Exercise description ▸
Using the listing below, select the lines with the word "React" and copy them.

Supplied data ▸

==============================

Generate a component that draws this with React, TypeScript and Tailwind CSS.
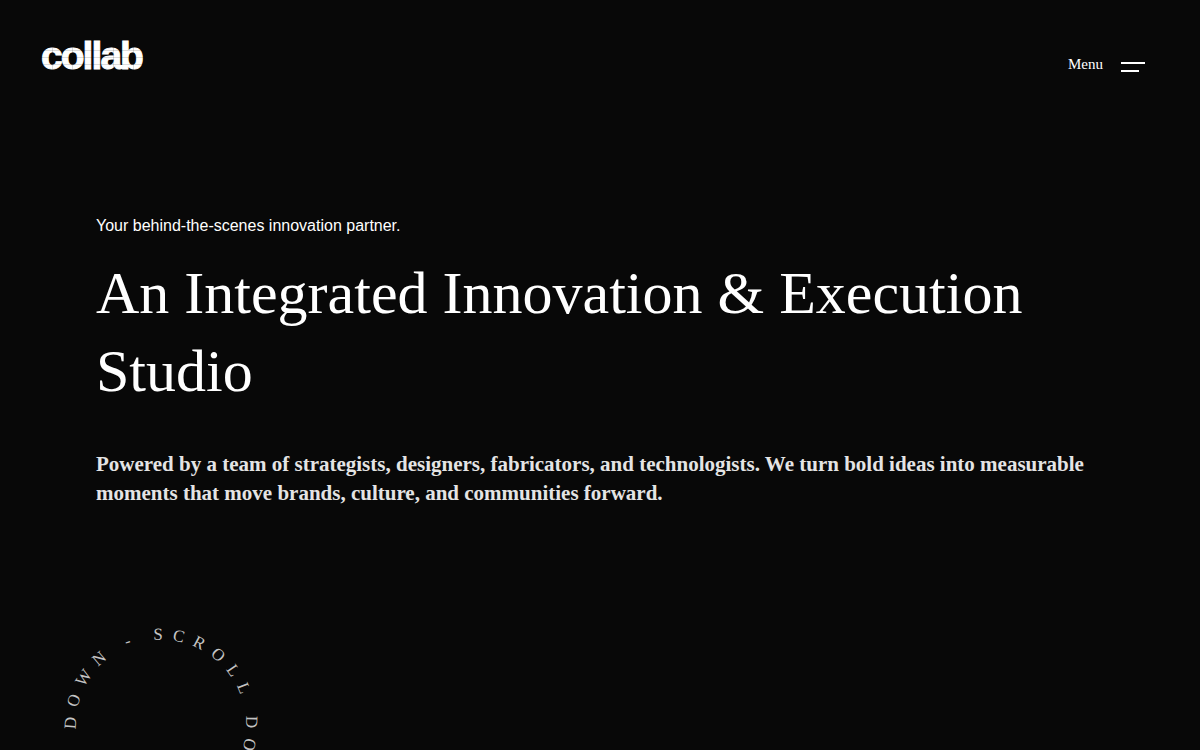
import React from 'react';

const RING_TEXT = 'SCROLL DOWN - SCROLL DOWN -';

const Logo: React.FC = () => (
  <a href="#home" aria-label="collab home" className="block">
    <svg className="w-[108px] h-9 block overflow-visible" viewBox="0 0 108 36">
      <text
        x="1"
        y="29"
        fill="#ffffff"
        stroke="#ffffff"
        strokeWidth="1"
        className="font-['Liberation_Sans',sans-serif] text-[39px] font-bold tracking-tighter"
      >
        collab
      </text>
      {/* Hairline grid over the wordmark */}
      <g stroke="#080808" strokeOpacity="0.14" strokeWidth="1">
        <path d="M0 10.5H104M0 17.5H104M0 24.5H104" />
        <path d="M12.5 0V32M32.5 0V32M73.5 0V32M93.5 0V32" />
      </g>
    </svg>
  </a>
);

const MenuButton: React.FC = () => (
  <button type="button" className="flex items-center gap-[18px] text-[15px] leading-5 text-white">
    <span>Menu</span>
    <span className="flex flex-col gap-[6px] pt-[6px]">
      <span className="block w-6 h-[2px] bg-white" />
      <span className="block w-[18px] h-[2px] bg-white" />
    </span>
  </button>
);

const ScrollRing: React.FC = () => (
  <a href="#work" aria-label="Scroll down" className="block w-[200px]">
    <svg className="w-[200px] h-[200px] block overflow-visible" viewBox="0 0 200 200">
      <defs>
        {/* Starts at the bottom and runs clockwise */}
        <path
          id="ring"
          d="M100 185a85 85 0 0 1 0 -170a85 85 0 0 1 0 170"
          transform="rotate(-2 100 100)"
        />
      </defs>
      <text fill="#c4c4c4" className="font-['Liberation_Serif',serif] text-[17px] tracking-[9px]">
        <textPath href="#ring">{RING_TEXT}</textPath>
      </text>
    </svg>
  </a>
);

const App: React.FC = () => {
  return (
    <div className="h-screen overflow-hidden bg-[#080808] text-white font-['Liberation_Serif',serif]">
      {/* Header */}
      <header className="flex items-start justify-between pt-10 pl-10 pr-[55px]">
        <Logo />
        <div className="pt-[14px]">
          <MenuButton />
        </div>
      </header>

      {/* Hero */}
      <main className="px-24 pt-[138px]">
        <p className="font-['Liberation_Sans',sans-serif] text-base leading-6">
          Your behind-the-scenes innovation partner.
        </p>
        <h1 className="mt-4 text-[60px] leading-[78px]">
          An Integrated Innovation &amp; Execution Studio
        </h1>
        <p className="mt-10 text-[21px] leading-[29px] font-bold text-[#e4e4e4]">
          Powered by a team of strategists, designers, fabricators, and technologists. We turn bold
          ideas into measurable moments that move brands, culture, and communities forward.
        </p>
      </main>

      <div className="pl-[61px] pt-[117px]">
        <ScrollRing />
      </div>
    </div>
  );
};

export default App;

==============================

Answer for this exercise ▸
Generate a component that draws this with React, TypeScript and Tailwind CSS.
import React from 'react';
const Logo: React.FC = () => (
const MenuButton: React.FC = () => (
const ScrollRing: React.FC = () => (
const App: React.FC = () => {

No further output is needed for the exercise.